As you can see I've tried to add every jar file that might be relevant, and I've also removed everything but the load and store commands to see if it is the code that is causing it, but I get the same results. I am very new to Pig so apologies if this is a silly mistake, I have searched for answers elsewhere, but nothing is working for me at this stage. Also I am on a mac with Hadoop, HBase and Hive installed locally and I am running the command 'pig -x local test.pig' in terminal. Any advice would be great, thanks!

1
Caused by: java.lang.NoClassDefFoundError: org/cloudera/htrace/Trace... Does that mean anything to you? - OneCricketeer
Thanks for your reply, to be honest, none of it does really.
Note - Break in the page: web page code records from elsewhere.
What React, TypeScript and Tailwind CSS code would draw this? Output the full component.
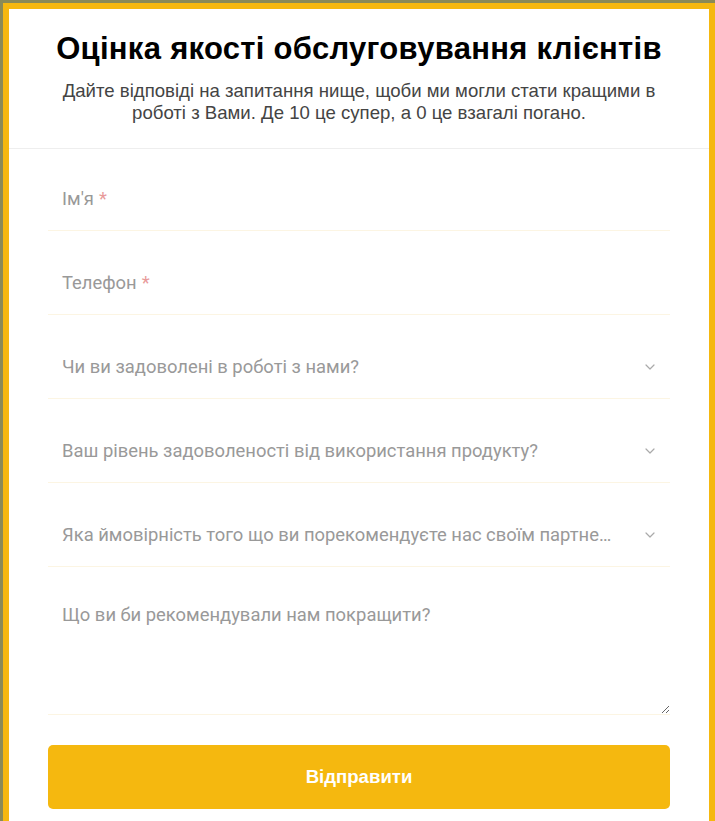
import { ChevronDown } from "lucide-react";

const selects = [
  "Чи ви задоволені в роботі з нами?",
  "Ваш рівень задоволеності від використання продукту?",
  "Яка ймовірність того що ви порекомендуєте нас своїм партнерам?",
];

function TextField({ label }: { label: string }) {
  return (
    <div className="h-[64px] flex items-center px-[14px] border-b border-[#fcf5e3] text-[18.4px] text-[#999] font-['Roboto',sans-serif]">
      {label} <span className="ml-[5px] text-[#e89a9a]">*</span>
    </div>
  );
}

function SelectField({ label }: { label: string }) {
  return (
    <div className="h-[64px] flex items-center gap-[22px] pl-[14px] pr-[12px] border-b border-[#fcf5e3] text-[18.4px] text-[#999] font-['Roboto',sans-serif]">
      <span className="flex-1 truncate">{label}</span>
      <ChevronDown className="w-[16px] h-[16px] text-[#aaa] shrink-0" strokeWidth={1.8} />
    </div>
  );
}

export default function App() {
  return (
    <div className="min-h-[821px] bg-[#8a8a56] pt-[3px] pl-[3px]">
      <div className="min-h-[818px] bg-white border-[6px] border-b-0 border-[#f5b80f]">
        <div className="pt-[21px] pb-[24px] border-b border-[#eeeeee] text-center font-['Liberation_Sans',Arial,sans-serif]">
          <h1 className="text-[31px] leading-[38px] font-bold text-black tracking-[0.3px]">
            Оцінка якості обслуговування клієнтів
          </h1>
          <p className="mt-[12px] text-[18.6px] leading-[22px] text-[#444] px-10">
            Дайте відповіді на запитання нище, щоби ми могли стати кращими в роботі з Вами. Де 10 це супер, а 0 це взагалі погано.
          </p>
        </div>
        <div className="mx-[39px] pt-[18px] flex flex-col gap-[20px]">
          <TextField label="Ім'я" />
          <TextField label="Телефон" />
          {selects.map((s) => (
            <SelectField key={s} label={s} />
          ))}
          <textarea
            className="block h-[128px] w-full px-[14px] pt-[15px] border-b border-[#fcf5e3] outline-none text-[18.4px] leading-[26px] text-[#333] placeholder:text-[#999] font-['Roboto',sans-serif]"
            placeholder="Що ви би рекомендували нам покращити?"
          />
          <button className="mt-[10px] h-[64px] w-full rounded-[5px] bg-[#f5b80f] text-white text-[18.6px] font-bold font-['Liberation_Sans',Arial,sans-serif]">
            Відправити
          </button>
        </div>
      </div>
    </div>
  );
}
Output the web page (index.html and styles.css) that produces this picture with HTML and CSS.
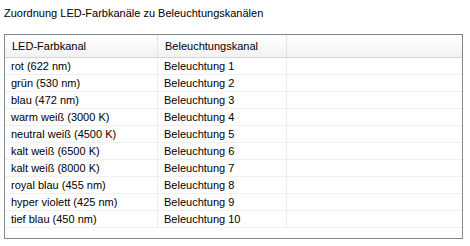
FILE: index.html
```html
<!DOCTYPE html>
<html lang="de">
  <head>
    <meta charset="UTF-8" />
    <title>Zuordnung</title>
    <link rel="stylesheet" href="styles.css">
  </head>
  <body>
    <div class="panel">
      <div class="titel">Zuordnung LED-Farbkanäle zu Beleuchtungskanälen</div>
      <div class="liste">
        <table>
          <thead>
            <tr>
              <th class="sp1">LED-Farbkanal</th>
              <th class="sp2">Beleuchtungskanal</th>
              <th></th>
            </tr>
          </thead>
          <tbody>
            <tr><td>rot (622 nm)</td><td>Beleuchtung 1</td><td></td></tr>
            <tr><td>grün (530 nm)</td><td>Beleuchtung 2</td><td></td></tr>
            <tr><td>blau (472 nm)</td><td>Beleuchtung 3</td><td></td></tr>
            <tr><td>warm weiß (3000 K)</td><td>Beleuchtung 4</td><td></td></tr>
            <tr><td>neutral weiß (4500 K)</td><td>Beleuchtung 5</td><td></td></tr>
            <tr><td>kalt weiß (6500 K)</td><td>Beleuchtung 6</td><td></td></tr>
            <tr><td>kalt weiß (8000 K)</td><td>Beleuchtung 7</td><td></td></tr>
            <tr><td>royal blau (455 nm)</td><td>Beleuchtung 8</td><td></td></tr>
            <tr><td>hyper violett (425 nm)</td><td>Beleuchtung 9</td><td></td></tr>
            <tr><td>tief blau (450 nm)</td><td>Beleuchtung 10</td><td></td></tr>
          </tbody>
        </table>
      </div>
    </div>
  </body>
</html>
```

FILE: styles.css
```css
body {
  margin: 0;
  background-color: white;
  font-family: "Liberation Sans", Arial, sans-serif;
  font-size: 11px;
  color: #000;
}

.panel {
  padding: 7px 7px 0 4px;
}

.titel {
  height: 27px;
  line-height: 13px;
}

.liste {
  border: 1px solid #828790;
  height: 203px;
  overflow: hidden;
}

table {
  width: 100%;
  border-collapse: collapse;
  table-layout: fixed;
}

th {
  height: 22px;
  padding: 0 0 0 7px;
  text-align: left;
  font-weight: normal;
  background: linear-gradient(#ffffff, #f1f2f4);
  border-bottom: 1px solid #d5d5d5;
  border-right: 1px solid #e3e4e6;
}

th:last-child {
  border-right: none;
}

.sp1 {
  width: 145px;
}

.sp2 {
  width: 121px;
}

td {
  height: 16px;
  padding: 0 0 0 6px;
  border-bottom: 1px solid #f0f0f0;
  border-right: 1px solid #ececf4;
  white-space: nowrap;
}

td:last-child {
  border-right: none;
}
```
I did install cloudera's VM at one stage, I was going to use for a college project, but I'm nervous about uninstalling it in case I break something. Do you think the VM could be causing a problem? I saw that error, but I thought it caused by something closer to the top of the errors, if you know what I mean. - user5502557
It's a VM, so you can't break anything. The root cause of an error in a stacktrace is at the bottom. That's why it's called a "stack" trace. Anything after the error is added "on top" of the others. - OneCricketeer
Are you using the cloudera or hortonworks VM? Based on the answers in this post, you are missing some HBase jar file(s). I'm not sure why you are running the Pig code on your Mac (based on /usr/local/Cellar). You should run code from the VM, where all the environment variables and paths are correctly setup. - OneCricketeer
No, I'm not using a VM at all, I've installed Hadoop etc on the Mac, I was just planning on using Cloudera if I'd a problem using it on the Mac, so I installed it, but I'm not using it. I've installed pig, Hbase and Hadoop on the Mac and I'm using that. Sorry if that was confusing! - user5502557

1 Answers

0
votes

I'm not sure where you grabbed your dependencies from, but your code is looking for some Cloudera package that doesn't exist, thus the error.

Caused by: java.lang.ClassNotFoundException: org.cloudera.htrace.Trace

I just downloaded Hbase with brew install hbase, and the correct class file is org.apache.htrace.Trace located in /usr/local/Cellar/hbase/.../htrace-core-*.jar

So, I would recommend downloading the latest version of the HBase libraries.